* **RECORD LIST**:

--- START ---

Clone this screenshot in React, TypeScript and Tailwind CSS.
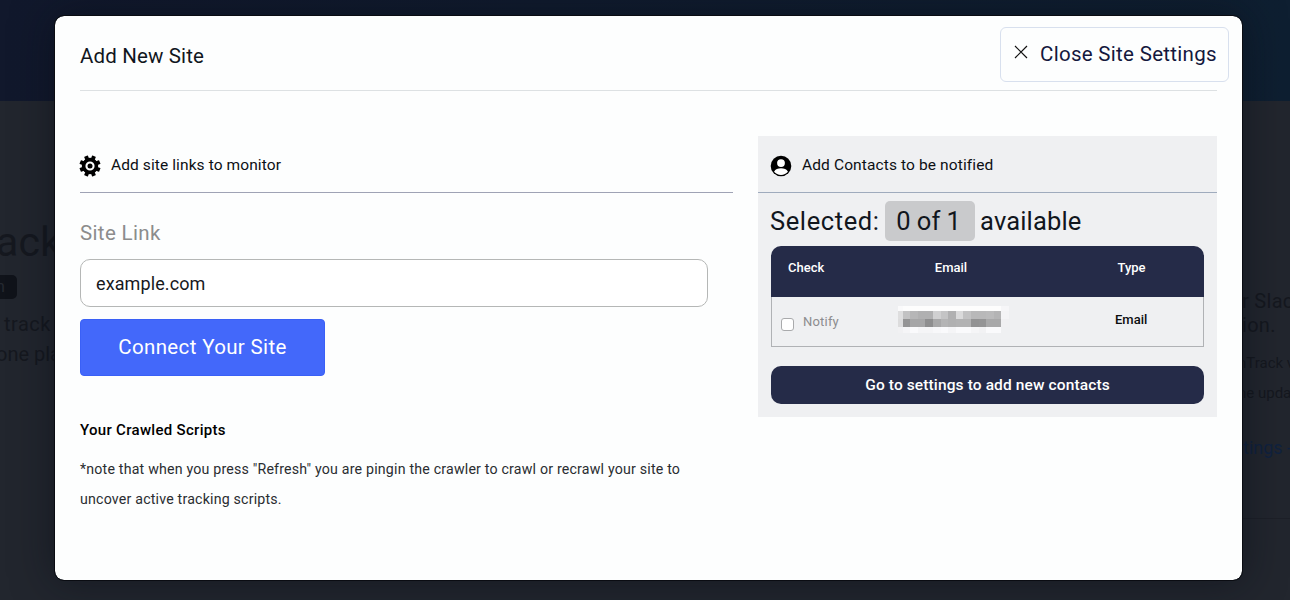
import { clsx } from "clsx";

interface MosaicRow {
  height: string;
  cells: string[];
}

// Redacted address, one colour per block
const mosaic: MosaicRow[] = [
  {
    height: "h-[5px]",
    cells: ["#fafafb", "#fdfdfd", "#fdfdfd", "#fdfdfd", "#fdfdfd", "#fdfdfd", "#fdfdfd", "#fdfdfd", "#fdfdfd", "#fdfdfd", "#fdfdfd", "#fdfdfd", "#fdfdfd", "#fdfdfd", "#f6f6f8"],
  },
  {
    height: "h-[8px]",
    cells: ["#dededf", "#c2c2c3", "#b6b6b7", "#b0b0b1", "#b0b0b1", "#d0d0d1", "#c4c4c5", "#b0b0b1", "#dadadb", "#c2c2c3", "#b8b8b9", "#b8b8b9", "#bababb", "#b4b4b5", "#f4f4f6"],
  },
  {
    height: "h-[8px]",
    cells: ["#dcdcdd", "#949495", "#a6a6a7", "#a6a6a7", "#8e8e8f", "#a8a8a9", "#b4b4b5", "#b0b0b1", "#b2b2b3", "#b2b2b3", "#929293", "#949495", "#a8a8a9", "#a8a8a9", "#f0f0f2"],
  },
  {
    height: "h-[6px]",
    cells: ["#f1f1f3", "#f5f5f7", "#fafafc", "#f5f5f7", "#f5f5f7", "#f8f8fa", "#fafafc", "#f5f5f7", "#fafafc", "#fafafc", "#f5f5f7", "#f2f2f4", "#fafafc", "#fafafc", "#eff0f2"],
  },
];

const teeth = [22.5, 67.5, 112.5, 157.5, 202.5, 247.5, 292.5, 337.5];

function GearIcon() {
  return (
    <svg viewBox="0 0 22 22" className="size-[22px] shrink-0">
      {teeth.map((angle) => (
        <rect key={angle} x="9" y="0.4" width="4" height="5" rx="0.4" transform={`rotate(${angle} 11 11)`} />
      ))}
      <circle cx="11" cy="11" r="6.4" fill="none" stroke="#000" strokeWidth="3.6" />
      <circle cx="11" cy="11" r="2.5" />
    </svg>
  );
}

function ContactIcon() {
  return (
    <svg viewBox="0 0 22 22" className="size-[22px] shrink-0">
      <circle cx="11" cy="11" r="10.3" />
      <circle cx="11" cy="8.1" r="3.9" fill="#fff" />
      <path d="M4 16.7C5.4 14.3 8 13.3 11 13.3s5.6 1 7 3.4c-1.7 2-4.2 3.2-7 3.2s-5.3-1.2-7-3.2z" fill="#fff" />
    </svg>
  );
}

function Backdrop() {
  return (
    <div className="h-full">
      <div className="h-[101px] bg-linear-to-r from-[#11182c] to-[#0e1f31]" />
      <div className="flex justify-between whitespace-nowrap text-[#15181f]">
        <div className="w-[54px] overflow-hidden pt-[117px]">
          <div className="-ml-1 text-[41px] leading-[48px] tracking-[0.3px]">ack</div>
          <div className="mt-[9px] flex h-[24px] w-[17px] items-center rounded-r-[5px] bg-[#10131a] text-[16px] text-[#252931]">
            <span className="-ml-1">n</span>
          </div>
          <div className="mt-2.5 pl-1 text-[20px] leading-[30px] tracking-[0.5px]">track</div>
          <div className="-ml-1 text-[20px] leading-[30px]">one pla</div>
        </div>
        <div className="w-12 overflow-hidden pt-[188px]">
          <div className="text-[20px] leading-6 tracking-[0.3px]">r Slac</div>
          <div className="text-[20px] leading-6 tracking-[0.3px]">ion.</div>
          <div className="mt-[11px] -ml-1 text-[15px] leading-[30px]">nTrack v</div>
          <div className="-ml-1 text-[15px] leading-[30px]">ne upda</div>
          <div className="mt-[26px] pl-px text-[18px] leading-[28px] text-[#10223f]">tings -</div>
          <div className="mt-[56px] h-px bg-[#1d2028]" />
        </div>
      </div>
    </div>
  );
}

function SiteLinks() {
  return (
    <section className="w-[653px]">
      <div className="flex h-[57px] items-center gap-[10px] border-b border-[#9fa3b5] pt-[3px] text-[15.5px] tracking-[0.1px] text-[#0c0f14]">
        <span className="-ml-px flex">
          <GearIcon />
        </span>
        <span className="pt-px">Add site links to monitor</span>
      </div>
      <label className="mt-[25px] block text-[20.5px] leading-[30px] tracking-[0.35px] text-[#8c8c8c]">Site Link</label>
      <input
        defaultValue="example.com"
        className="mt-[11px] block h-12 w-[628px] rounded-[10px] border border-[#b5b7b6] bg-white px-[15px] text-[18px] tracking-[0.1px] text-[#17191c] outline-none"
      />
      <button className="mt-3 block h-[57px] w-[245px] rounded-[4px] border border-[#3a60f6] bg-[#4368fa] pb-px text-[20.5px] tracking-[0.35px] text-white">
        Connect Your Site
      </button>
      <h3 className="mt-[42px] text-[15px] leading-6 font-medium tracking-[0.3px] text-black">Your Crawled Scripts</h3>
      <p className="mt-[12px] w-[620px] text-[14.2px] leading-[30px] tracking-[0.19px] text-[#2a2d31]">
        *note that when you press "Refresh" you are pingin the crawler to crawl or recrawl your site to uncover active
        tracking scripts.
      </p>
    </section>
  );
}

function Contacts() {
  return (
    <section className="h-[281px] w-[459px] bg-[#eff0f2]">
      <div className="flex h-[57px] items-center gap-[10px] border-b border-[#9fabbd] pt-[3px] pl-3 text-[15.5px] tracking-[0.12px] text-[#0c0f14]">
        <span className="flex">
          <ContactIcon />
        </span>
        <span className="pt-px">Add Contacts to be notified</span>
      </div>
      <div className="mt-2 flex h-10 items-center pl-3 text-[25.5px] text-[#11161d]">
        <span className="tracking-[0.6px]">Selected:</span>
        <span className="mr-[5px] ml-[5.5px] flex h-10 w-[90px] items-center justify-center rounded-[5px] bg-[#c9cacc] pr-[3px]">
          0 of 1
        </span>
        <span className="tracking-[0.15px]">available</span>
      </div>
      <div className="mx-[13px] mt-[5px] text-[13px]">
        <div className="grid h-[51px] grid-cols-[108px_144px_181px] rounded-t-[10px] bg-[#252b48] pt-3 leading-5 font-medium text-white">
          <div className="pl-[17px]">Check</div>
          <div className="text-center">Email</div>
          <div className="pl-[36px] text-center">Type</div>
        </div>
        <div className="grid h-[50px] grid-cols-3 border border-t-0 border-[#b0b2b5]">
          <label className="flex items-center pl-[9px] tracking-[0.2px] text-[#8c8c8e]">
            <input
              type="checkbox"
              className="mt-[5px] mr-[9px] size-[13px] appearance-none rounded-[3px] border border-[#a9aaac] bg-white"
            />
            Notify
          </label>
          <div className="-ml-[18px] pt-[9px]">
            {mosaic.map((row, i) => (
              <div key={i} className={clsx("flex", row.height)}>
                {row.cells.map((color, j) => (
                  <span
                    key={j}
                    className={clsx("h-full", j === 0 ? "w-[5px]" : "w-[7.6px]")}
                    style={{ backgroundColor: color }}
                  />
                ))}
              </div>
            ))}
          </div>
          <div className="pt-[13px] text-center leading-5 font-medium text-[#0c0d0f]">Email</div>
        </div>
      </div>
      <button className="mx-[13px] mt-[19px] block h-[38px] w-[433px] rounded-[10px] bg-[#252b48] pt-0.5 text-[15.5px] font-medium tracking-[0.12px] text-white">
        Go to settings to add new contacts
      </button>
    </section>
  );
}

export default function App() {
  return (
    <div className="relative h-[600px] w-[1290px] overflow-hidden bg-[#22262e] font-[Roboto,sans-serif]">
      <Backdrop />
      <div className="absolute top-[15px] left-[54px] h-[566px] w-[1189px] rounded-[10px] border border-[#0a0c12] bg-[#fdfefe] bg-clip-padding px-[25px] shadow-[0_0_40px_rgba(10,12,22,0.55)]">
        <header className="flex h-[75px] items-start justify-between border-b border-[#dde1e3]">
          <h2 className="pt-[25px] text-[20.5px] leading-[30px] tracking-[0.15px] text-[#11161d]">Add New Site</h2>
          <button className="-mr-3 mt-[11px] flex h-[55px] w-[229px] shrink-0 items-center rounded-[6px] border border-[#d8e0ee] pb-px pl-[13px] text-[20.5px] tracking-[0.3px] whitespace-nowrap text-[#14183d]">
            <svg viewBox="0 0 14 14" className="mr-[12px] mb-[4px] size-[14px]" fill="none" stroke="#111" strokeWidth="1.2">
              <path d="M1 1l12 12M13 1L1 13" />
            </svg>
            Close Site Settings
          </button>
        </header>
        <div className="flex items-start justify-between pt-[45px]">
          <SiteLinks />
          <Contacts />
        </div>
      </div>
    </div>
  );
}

--- END ---
--- START ---

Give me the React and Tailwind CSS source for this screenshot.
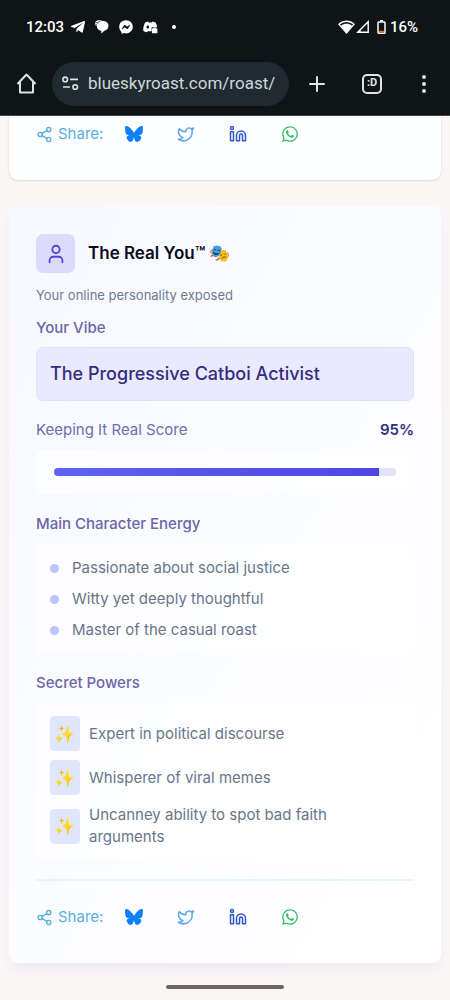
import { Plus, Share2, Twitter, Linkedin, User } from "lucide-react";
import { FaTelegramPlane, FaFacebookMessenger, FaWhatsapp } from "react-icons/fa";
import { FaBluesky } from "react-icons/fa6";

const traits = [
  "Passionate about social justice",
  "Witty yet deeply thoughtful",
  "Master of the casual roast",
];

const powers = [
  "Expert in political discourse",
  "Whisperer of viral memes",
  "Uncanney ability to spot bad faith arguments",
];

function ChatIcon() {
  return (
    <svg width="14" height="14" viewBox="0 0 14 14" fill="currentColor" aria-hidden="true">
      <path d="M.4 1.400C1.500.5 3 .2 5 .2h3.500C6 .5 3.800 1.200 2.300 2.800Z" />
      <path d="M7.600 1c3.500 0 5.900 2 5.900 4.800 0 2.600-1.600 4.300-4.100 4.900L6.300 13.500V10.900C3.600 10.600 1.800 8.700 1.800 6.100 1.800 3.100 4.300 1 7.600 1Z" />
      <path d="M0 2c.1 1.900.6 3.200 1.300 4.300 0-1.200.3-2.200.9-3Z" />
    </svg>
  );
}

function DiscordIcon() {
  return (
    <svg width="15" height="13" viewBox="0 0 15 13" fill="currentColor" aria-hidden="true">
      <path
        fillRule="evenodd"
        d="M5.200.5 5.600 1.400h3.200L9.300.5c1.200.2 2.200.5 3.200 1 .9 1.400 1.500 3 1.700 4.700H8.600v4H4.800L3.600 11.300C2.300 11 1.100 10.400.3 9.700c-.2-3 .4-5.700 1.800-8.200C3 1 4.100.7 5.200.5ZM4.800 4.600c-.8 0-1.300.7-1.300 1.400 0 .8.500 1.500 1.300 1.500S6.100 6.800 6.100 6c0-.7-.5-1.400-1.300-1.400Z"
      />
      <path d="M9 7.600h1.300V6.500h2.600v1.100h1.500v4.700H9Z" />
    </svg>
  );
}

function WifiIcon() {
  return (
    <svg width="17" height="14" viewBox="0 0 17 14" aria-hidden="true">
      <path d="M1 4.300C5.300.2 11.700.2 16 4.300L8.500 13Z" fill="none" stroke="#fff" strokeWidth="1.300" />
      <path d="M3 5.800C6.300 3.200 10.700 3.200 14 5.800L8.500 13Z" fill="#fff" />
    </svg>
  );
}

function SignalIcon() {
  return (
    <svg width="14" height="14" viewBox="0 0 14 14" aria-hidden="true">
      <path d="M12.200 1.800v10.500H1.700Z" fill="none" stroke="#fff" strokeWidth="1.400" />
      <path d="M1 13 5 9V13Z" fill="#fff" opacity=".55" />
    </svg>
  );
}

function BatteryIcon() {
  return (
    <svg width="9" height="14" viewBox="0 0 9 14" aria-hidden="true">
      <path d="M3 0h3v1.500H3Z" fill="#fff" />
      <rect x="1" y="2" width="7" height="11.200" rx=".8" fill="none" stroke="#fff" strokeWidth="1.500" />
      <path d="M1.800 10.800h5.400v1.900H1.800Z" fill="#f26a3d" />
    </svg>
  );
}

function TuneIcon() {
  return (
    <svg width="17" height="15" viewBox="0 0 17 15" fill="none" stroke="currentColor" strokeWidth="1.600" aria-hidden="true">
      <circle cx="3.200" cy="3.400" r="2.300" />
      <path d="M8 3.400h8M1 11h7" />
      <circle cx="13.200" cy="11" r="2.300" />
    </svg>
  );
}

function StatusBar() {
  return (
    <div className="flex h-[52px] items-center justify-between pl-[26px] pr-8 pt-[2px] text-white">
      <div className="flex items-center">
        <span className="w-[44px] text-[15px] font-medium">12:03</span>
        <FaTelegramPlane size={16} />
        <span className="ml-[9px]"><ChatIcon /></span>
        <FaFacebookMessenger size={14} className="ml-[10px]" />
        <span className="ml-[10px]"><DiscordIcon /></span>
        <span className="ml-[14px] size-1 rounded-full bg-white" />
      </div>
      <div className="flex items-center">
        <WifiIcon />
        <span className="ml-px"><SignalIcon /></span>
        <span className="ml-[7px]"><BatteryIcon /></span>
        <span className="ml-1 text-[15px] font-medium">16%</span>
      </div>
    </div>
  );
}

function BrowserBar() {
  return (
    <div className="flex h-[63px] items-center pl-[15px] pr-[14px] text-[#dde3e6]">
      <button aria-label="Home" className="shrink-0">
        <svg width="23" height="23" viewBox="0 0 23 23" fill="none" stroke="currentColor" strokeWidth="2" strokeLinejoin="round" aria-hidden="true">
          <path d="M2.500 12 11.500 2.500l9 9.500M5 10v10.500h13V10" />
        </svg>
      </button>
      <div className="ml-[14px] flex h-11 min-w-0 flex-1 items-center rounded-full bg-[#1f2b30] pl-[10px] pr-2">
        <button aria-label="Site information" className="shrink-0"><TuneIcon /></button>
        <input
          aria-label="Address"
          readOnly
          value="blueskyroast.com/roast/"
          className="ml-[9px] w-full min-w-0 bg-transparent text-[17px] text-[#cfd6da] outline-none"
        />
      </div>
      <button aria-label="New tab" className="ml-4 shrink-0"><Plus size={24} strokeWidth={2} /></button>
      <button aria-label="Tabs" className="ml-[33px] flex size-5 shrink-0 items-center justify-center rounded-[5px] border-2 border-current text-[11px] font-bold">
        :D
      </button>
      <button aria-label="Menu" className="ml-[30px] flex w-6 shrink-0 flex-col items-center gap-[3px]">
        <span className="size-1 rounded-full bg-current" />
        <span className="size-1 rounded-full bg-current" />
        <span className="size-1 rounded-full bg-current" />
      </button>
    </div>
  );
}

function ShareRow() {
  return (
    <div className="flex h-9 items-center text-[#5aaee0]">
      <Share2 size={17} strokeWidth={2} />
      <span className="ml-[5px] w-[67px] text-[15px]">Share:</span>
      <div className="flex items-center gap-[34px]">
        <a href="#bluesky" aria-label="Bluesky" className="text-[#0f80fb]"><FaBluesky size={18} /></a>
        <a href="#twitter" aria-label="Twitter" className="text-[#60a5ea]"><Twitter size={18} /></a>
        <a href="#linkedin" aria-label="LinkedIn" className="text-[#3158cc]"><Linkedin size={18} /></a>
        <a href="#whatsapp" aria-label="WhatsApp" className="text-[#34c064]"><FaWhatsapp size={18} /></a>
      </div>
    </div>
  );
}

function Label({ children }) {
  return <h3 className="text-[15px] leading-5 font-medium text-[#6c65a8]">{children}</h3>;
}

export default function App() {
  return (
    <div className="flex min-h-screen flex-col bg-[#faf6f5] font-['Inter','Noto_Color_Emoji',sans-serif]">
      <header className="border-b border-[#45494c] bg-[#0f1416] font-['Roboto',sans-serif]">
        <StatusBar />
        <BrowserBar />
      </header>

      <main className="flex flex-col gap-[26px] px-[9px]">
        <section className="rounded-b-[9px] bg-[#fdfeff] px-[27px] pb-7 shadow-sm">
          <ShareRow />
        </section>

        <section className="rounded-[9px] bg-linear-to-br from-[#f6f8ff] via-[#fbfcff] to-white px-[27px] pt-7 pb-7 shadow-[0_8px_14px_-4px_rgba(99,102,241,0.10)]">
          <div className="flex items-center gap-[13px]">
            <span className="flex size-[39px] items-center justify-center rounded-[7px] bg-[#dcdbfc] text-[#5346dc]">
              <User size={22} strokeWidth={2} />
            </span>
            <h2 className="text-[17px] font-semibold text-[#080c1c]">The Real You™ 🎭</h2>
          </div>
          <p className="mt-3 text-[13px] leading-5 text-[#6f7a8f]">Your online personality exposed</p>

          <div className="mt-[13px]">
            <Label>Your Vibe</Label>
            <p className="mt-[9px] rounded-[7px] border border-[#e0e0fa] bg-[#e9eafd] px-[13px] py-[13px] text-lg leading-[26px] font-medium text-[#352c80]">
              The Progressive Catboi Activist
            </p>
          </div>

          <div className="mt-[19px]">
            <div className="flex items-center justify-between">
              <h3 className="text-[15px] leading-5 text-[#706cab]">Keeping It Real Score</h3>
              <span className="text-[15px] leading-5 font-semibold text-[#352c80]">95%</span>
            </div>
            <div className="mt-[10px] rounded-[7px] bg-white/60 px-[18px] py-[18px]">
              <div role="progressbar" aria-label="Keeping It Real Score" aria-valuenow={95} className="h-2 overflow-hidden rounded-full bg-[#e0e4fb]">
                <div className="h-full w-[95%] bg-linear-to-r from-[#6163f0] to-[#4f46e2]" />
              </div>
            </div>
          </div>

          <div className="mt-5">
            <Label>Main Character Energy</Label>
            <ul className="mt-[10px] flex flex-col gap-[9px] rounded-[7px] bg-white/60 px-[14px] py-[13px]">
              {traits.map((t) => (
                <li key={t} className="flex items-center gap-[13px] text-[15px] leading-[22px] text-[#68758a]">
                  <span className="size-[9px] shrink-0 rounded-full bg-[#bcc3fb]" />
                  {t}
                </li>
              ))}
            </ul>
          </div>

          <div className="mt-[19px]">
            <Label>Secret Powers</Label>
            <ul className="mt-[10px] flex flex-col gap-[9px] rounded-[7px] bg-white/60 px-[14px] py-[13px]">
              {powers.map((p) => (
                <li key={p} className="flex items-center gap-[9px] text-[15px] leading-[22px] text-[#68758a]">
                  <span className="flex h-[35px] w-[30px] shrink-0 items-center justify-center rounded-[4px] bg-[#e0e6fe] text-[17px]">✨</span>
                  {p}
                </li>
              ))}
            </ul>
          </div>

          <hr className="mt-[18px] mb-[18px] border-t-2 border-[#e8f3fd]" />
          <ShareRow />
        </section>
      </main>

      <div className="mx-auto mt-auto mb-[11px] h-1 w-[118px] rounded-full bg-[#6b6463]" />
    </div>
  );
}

--- END ---

* **TASK DIRECTIONS**: Copy out every line where the word "Tailwind" occurs.

* **ANSWER TO THIS TASK**:
Clone this screenshot in React, TypeScript and Tailwind CSS.
Give me the React and Tailwind CSS source for this screenshot.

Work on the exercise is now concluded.